First went the aristocracy and business leaders, killed or forced into exile during the civil war. Then came the purges of small entrepreneurs and "rich" peasants. Throughout the Soviet period, it was an impediment to have middle-class or intellectual roots; the social "sins" of the parents were visited on the children by means of - at best - reverse discrimination. This is what these novels are also about.

Nor is it coincidence that these once-forbidden accounts of Soviet Russia are being given a new, populist, lease of life now. Whatever else Vladimir Putin may be doing, he is also presiding over - if not sponsoring - an effort to restore Russian pride by fostering a sense of national identity that embraces everyone, from the descendants of the aristocracy in emigration to the scattered remnants of the intelligentsia and the middle class.

A couple of years ago, I met one of Mr Putin's chief aides in the building that had once housed the Communist Party headquarters. After talking about Afghanistan, Iraq, the Middle East and other intractable questions, he mentioned a project to introduce a civics course in Russian schools. From a cabinet he brought out copies of a draft curriculum, with illustrated explanations of the Russian flag, the double-headed eagle and other Russian emblems.

With a bashful smile, he reached further into his cupboard and brought out a hold-all with a "fan's kit" that the Kremlin was thinking of issuing, through sports clubs, to Russians travelling abroad to support their national teams.

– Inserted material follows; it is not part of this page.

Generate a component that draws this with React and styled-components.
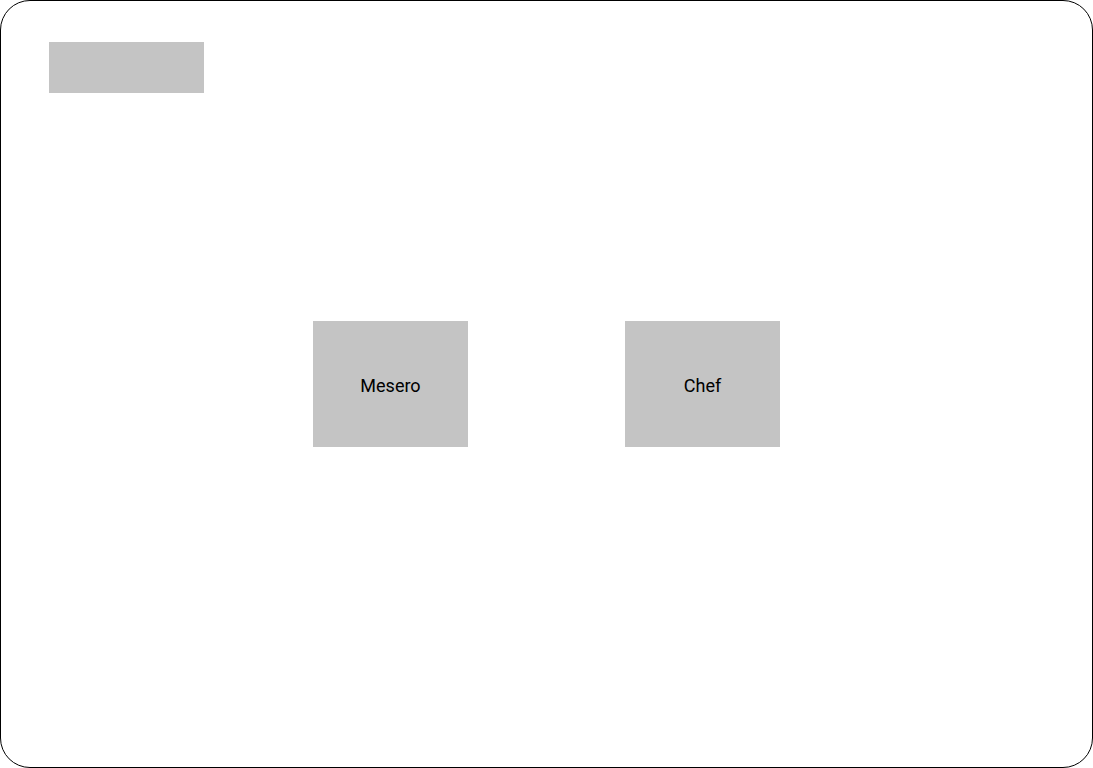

As I recall, there was a baseball cap in Russian colours, a T-shirt, a small national flag, a plastic water bottle and several badges, including one shaped as a Russian eagle.

It was at once amateurish and endearing. But the serious purpose was to encourage a new generation to feel good about being Russian in a modern and unthreatening way. Millionaire oligarchs were in the vanguard of the new cultural patriotism, driving up prices for Fabergé eggs and classical Russian landscapes at auction. The popularisation of Bulgakov, Solzhenitsyn and now Pasternak in Russia suggests Russia's middle class could be next to reclaim their culture.